The Ischpfad itself is definitely not for the faint-of-heart: a fact which is spelled-out clearly by a warning sign at the start of the section which leads along the cliff-face. The track along the cliff-face is only steep in a few places, but is vertiginously narrow in others, at which points either iron handles or steel cables are securely affixed to the rock face so that walkers can steady themselves as they pass by. The path definitely requires experience in walking in the mountains and it’s essential that those passing by this way have a good head for heights. On the left of the path is an essentially vertical cliff face; on the right, a sheer drop to the valley floor. This is a path for sunny summer days, not for wet or windy conditions. I don’t envy the first intrepid walkers who found their way along this route to the glacier.
If it weren’t for the fact that I’ve been hiking these mountains for many years, having gained a great deal of respect and caution for the conditions and for the need for experience and appropriate hiking gear, I would certainly not attempt a path like this. Thanks to the popularity of the path with locals and visiting mountaineers these days, some of them heading to the high mountains, there are always people about to keep a reassuring eye out. I even saw a family with young children heading along the route, with the parents roped to their children for added safety.

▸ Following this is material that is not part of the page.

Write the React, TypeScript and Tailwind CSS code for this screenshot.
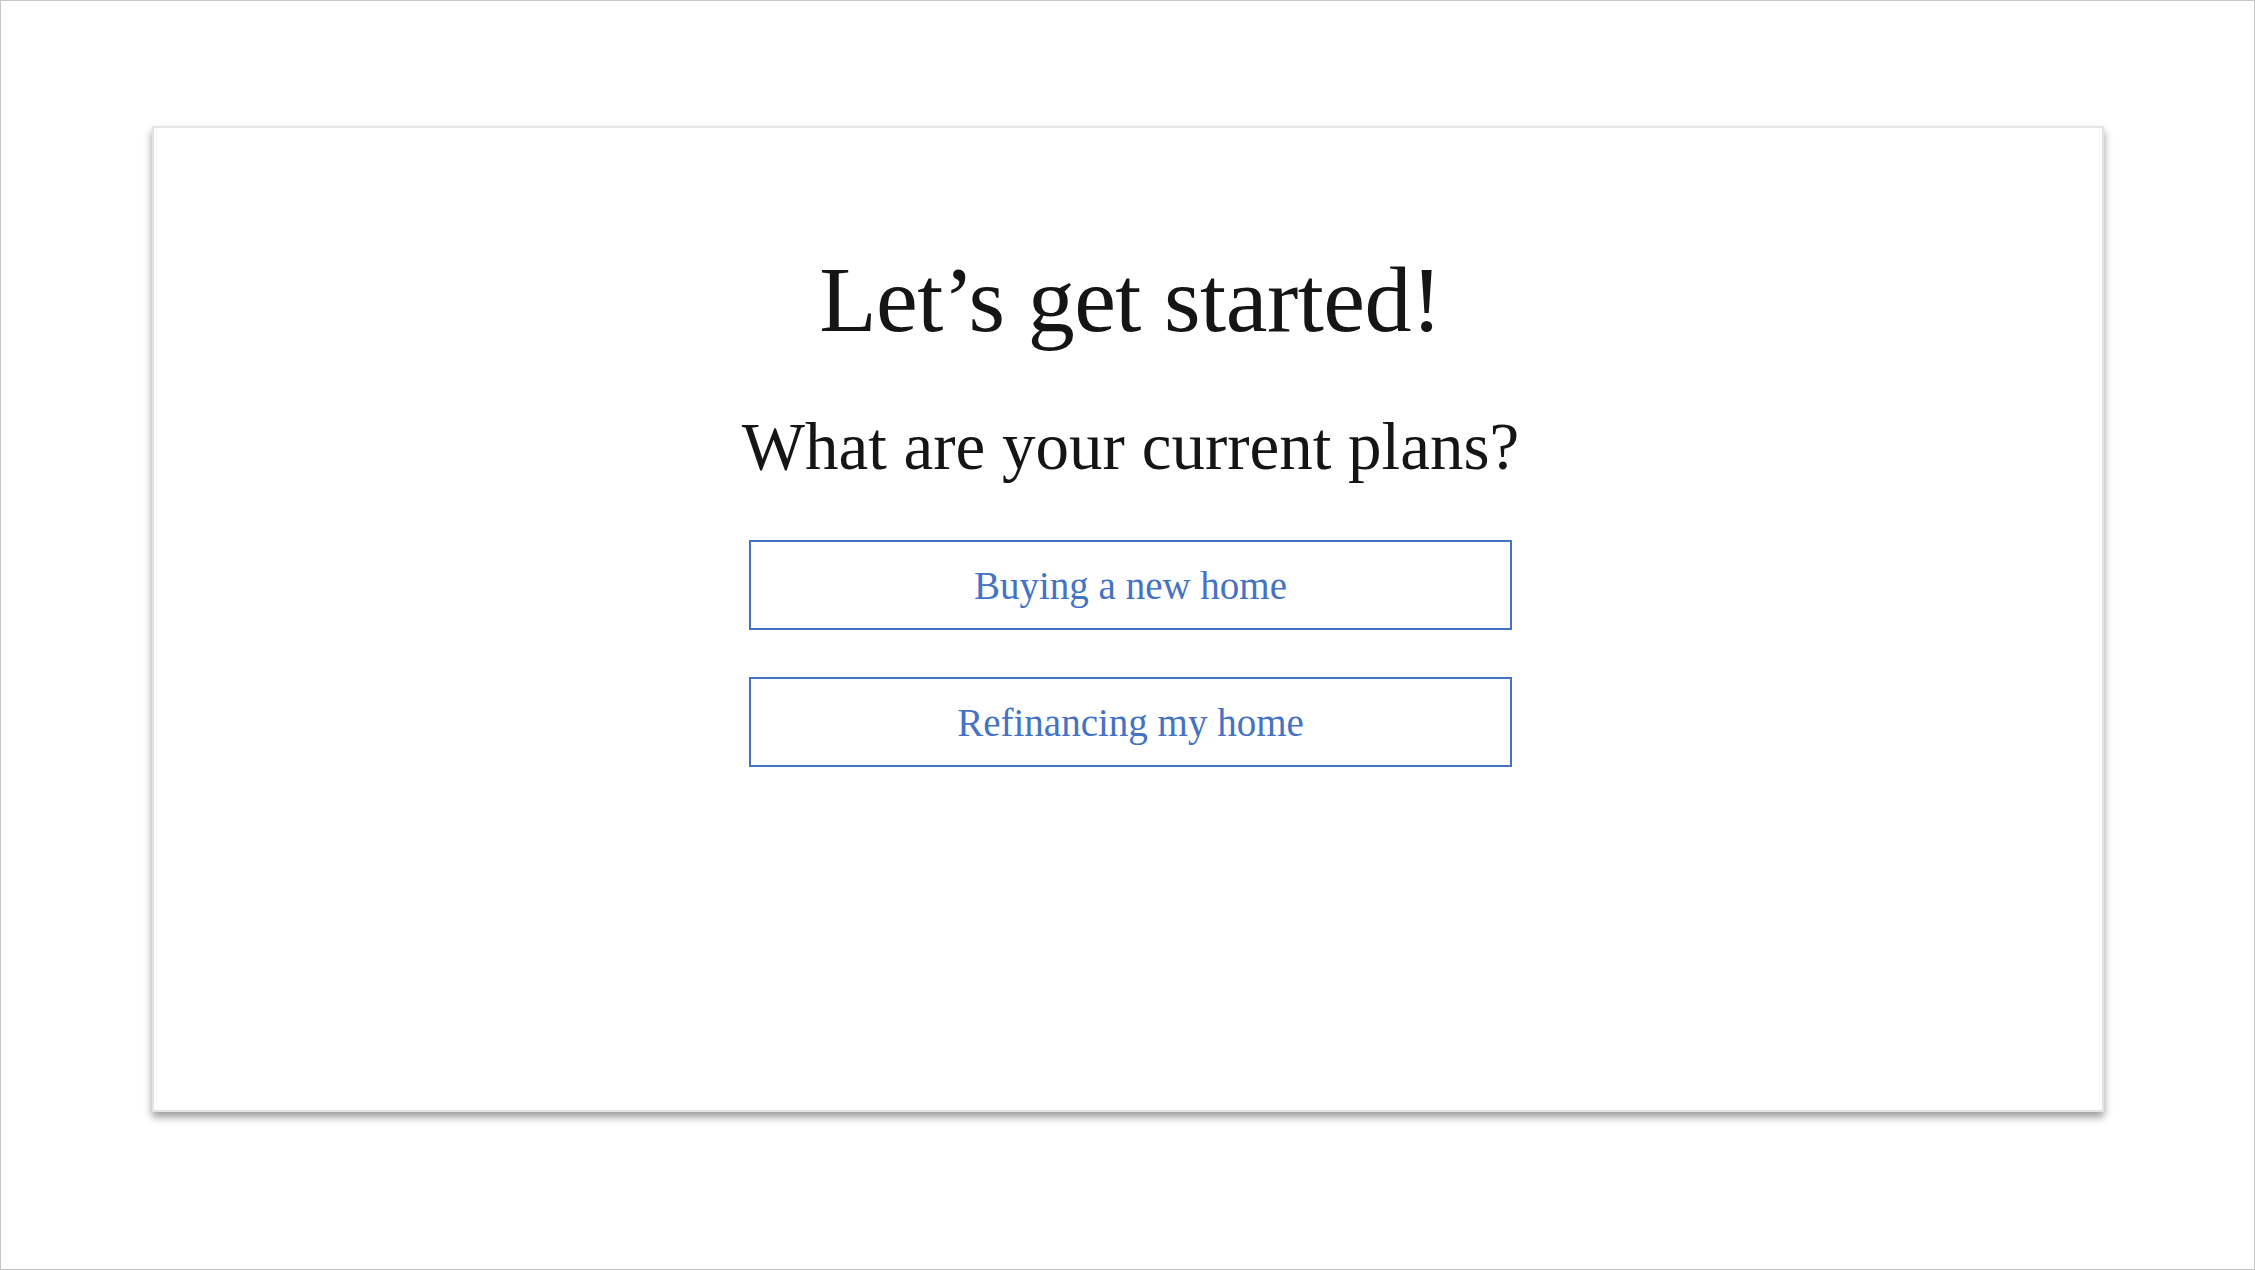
export default function App() {
  const serif = { fontFamily: "'Liberation Serif', 'DejaVu Serif', serif" };

  return (
    <div className="w-[2255px] h-[1270px] bg-white border border-[#c6c6c6] pt-[125px] pl-[151px]">
      {/* Card */}
      <div
        className="w-[1952px] h-[986px] bg-white border-2 border-[#e4e4e4] shadow-[0_5px_8px_rgba(0,0,0,0.4)] flex flex-col items-center pt-[124px] pl-[5px]"
        style={serif}
      >
        <h1 className="text-[94px] leading-none font-normal text-[#151515] tracking-[-0.5px]">
          Let’s get started!
        </h1>
        <h2 className="mt-[67px] text-[67px] leading-none font-normal text-[#151515]">
          What are your current plans?
        </h2>

        <div className="mt-[60px] flex flex-col gap-[47px]">
          <button className="w-[763px] h-[90px] border-2 border-[#4472c4] bg-white text-[#4472c4] text-[39px] leading-none">
            Buying a new home
          </button>
          <button className="w-[763px] h-[90px] border-2 border-[#4472c4] bg-white text-[#4472c4] text-[39px] leading-none">
            Refinancing my home
          </button>
        </div>
      </div>
    </div>
  );
}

I’ve walked this path during two visits now: once struggling up from the valley car park and once from the higher bus stop at Abzweigung Gleckstein. The path is enjoyable, even if it requires a good level of concentration and physical stamina, and provides marvellous views across the whole Grindelwald valley. The peace is a little spoiled by the regular soundtrack of the three-tone warning horn of the Swiss Post Buses, which take visitors up and down the private road from which I started my walks. That being said, they are some distance away and so not too intrusive.
The first time I walked the path, my goal was the aforementioned disused cable-car station, and I was excited to make it all the way there with some energy to spare. I specifically brought my drone with me on both visits in order to photograph the building, but the light conditions weren’t perfect on my first visit and so I was pleased to have more success on a return visit in August 2022. The added benefit of a newer drone with a much better sensor allowed me to improve on my photos from two years earlier.
The turning point of the first section of the walk is in the top-left corner of the image above: from here, the path turns east and leads along the northern side of the gigantic gorge formed by the Upper Grindelwald Glacier (now largely absent). On both visits, this point is where walkers are in the sun again and the temperature becomes markedly higher on this section of the path. The gorge is quite simply magnificent and the scale of the cliffs all around, and the distance to the peaks high above, are almost too difficult to comprehend. Although the scenery in the Swiss mountains is pretty spectacular in many places, this gorge is one of the few places I’ve visited which really made me feel like a tiny speck.
On my second visit, I learned from my first visit and planned the walk so that I could be sure of getting the bus up to the start of the Ischpfad. My goal on this second visit was to try and get to the Glecksteinhütte and not just to the gorge. The walk along the gorge was more challenging than I’d expected, not least because of the higher temperatures and the higher altitude which takes more effort to master. I was quite grateful of the dousing provided by a small waterfall which empties onto the path, and made sure to take plenty of photos of this section of the walk.
I made it to the section of path below the waterfall at the top left of the large picture above, but realised that I wasn’t going to make it to the Glecksteinhütte because the path was becoming too incessantly steep, and I was beginning to run out of energy. I found a flat rock at the side of the path instead, topped-up my energy for the return walk with the lunch I’d brought with me, and flew my drone around the gorge for a while instead.